- [GOAL] Reproduce the lines exactly, beginning with the line that has "Emit a component" and ending with the line that has "const tabs = ['觸發器', '管理', '付款', '訊息'];". Images are left out.

- [EXTRACTED ENTRIES]
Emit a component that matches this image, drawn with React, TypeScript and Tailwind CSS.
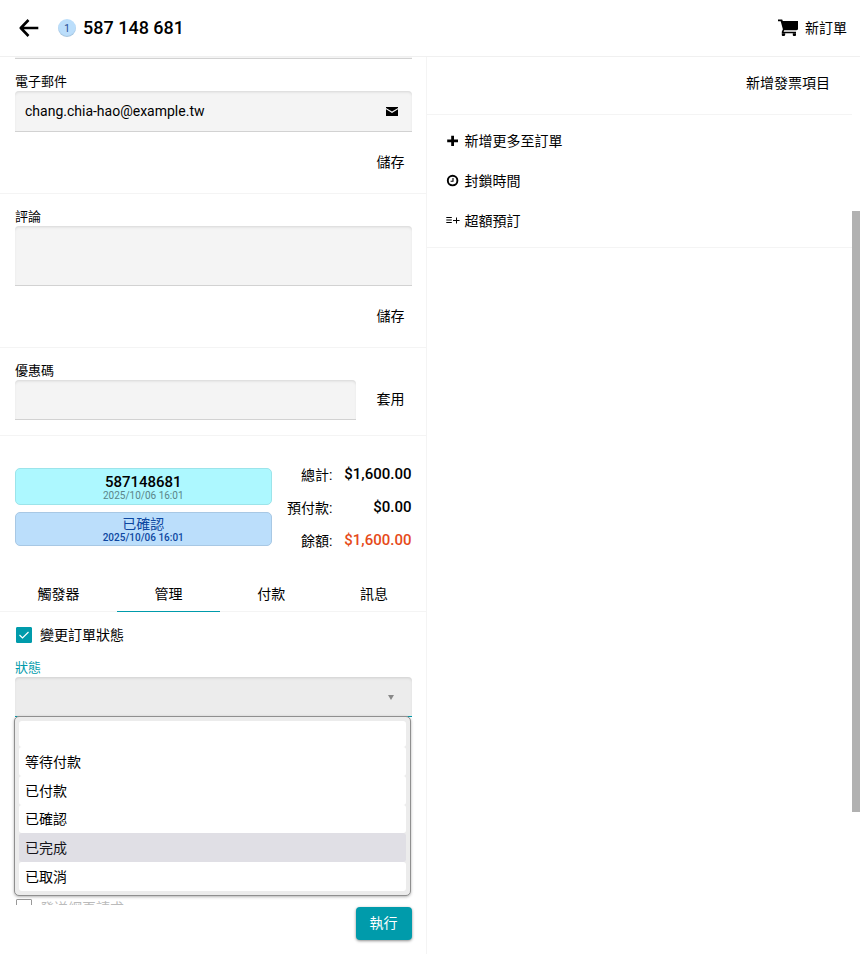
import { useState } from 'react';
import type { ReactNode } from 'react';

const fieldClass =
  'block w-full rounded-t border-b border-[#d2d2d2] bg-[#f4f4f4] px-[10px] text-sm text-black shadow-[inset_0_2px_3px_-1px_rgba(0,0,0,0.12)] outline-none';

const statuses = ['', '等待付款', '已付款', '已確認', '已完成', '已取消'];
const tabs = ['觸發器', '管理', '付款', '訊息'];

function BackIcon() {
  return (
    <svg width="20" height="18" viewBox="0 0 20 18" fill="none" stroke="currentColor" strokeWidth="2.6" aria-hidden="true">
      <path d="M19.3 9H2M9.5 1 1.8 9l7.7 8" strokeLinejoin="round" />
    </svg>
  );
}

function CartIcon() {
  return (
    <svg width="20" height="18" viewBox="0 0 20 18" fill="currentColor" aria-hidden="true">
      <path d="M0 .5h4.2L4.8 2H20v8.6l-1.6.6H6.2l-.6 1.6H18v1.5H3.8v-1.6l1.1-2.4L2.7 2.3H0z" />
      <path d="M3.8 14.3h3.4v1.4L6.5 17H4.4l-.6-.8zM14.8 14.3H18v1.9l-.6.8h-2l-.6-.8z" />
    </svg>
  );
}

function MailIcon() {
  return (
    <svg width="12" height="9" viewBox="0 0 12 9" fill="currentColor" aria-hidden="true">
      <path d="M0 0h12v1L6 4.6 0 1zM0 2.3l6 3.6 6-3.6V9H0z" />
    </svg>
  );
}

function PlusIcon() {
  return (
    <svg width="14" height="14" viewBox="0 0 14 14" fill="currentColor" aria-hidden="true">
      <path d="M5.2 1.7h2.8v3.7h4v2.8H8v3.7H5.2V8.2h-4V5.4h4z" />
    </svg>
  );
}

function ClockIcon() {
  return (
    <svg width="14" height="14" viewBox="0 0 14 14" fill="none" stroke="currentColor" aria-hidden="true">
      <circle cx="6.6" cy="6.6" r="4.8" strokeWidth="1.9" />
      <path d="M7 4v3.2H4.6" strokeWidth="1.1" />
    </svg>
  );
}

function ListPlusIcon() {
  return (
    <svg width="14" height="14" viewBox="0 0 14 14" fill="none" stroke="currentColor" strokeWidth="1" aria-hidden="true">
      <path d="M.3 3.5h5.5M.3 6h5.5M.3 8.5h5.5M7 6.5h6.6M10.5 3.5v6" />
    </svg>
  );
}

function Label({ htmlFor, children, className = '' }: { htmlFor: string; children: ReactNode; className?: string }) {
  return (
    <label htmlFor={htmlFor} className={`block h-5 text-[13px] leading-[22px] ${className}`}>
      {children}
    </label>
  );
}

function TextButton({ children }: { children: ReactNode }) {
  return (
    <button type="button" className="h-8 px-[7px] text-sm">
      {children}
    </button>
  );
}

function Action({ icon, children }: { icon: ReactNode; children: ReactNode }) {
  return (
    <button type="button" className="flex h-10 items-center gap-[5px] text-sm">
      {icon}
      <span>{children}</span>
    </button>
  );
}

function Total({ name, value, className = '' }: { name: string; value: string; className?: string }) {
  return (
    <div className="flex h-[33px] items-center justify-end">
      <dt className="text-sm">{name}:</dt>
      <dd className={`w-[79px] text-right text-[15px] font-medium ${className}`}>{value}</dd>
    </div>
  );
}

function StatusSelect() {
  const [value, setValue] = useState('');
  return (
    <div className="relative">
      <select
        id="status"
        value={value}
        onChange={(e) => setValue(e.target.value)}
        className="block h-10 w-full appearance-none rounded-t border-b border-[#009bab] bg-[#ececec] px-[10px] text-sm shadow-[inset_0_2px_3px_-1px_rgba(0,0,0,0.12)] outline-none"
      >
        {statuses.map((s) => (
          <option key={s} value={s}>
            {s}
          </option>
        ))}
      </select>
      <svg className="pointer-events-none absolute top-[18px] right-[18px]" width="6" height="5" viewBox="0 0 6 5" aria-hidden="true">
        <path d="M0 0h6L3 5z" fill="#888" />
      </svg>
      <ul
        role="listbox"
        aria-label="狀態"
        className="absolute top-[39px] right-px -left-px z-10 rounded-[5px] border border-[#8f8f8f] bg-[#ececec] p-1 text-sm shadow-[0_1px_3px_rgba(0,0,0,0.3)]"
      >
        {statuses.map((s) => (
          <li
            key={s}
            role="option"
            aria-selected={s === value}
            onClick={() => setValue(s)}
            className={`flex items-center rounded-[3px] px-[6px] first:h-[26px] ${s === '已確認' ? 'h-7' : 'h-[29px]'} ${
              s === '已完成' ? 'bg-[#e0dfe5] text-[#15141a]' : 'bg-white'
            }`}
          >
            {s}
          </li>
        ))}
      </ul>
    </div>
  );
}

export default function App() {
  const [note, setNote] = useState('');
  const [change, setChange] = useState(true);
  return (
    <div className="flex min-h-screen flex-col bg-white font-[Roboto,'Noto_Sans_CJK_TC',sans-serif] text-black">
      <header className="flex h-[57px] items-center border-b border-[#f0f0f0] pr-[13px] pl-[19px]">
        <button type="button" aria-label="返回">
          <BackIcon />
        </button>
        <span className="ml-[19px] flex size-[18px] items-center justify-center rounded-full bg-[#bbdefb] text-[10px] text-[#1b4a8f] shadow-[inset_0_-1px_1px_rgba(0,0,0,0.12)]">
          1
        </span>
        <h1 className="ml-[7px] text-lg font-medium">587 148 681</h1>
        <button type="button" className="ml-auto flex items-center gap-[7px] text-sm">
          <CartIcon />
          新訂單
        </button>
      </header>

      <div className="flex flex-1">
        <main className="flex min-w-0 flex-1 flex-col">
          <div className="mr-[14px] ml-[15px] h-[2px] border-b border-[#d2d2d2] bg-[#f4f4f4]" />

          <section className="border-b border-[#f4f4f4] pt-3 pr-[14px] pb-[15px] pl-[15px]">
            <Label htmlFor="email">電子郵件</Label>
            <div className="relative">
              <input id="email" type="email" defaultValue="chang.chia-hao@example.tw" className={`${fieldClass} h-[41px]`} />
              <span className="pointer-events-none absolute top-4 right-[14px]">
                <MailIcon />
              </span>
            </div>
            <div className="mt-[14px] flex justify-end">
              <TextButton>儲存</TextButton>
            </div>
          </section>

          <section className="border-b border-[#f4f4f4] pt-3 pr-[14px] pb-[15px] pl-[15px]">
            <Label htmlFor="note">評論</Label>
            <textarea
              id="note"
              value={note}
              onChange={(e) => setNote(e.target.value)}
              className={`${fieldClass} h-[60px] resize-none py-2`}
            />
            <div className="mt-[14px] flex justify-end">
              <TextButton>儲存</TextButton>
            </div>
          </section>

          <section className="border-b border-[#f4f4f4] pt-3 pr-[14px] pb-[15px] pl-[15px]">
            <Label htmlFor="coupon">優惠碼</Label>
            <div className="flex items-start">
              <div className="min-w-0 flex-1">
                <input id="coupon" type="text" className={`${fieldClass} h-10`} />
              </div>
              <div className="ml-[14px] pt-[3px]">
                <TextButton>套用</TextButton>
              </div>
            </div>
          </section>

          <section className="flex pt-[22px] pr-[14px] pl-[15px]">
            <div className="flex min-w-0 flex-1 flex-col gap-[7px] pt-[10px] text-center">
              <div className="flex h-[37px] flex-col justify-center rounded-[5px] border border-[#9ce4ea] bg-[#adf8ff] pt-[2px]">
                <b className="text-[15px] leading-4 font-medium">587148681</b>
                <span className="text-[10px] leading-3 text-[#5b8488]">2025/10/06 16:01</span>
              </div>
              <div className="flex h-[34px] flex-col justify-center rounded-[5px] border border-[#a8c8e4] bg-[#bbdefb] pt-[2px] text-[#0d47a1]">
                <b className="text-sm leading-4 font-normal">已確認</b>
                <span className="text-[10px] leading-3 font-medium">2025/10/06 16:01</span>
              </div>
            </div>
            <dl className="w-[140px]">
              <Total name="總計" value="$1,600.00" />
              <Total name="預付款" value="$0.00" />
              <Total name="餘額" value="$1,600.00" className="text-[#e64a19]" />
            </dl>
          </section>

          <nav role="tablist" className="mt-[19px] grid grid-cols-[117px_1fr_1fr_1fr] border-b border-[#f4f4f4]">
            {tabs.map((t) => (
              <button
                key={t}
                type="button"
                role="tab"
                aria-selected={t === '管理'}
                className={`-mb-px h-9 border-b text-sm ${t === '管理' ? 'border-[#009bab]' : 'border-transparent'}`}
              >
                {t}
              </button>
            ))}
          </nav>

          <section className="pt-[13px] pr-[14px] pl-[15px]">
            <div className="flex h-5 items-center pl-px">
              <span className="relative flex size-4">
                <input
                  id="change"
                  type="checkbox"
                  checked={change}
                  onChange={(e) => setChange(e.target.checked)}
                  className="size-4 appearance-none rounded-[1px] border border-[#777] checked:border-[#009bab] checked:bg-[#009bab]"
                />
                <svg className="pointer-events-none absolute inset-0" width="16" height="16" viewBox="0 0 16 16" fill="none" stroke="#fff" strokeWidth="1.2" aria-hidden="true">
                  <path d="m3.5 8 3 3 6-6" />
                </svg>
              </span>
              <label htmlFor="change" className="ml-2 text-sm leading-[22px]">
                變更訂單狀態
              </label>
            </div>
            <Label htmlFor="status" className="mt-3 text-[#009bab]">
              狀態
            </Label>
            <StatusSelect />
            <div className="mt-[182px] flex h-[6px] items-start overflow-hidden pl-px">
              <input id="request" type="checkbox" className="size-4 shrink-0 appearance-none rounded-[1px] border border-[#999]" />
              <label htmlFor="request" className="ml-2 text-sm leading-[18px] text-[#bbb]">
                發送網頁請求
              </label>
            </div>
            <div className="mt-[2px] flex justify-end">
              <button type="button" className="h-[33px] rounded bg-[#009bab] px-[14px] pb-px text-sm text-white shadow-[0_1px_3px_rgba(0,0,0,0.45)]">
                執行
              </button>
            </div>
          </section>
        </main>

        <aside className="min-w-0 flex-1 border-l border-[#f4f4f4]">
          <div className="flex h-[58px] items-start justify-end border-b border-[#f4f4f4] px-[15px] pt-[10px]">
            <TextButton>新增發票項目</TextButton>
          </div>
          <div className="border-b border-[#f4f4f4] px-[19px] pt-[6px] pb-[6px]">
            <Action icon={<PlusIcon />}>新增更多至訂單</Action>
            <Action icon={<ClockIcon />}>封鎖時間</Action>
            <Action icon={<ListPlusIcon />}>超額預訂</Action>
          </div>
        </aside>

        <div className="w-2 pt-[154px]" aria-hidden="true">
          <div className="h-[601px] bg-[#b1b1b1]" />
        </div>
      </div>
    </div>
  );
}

...

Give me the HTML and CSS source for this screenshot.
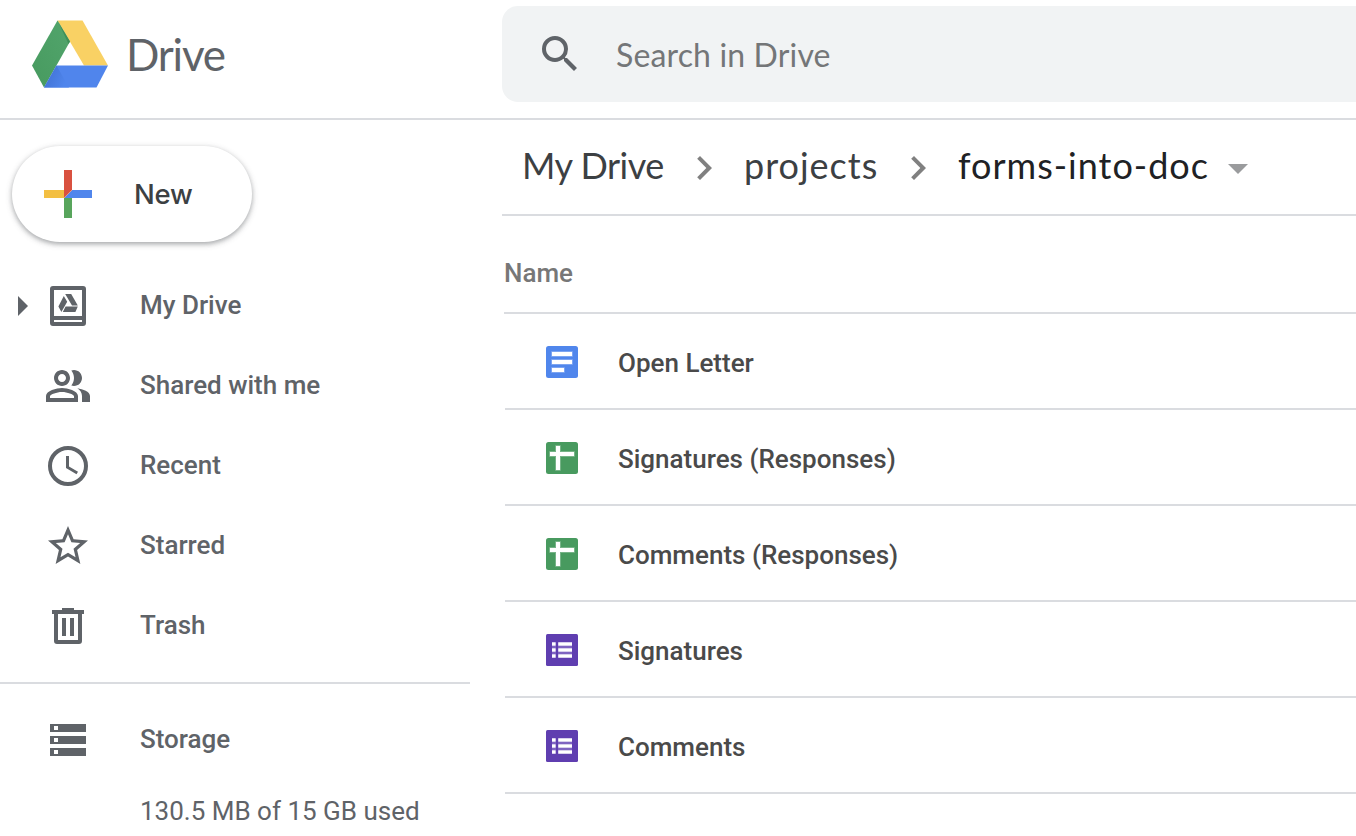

- [OUTPUT BELOW]
Emit a component that matches this image, drawn with React, TypeScript and Tailwind CSS.
import { useState } from 'react';
import type { ReactNode } from 'react';

const fieldClass =
  'block w-full rounded-t border-b border-[#d2d2d2] bg-[#f4f4f4] px-[10px] text-sm text-black shadow-[inset_0_2px_3px_-1px_rgba(0,0,0,0.12)] outline-none';

const statuses = ['', '等待付款', '已付款', '已確認', '已完成', '已取消'];
const tabs = ['觸發器', '管理', '付款', '訊息'];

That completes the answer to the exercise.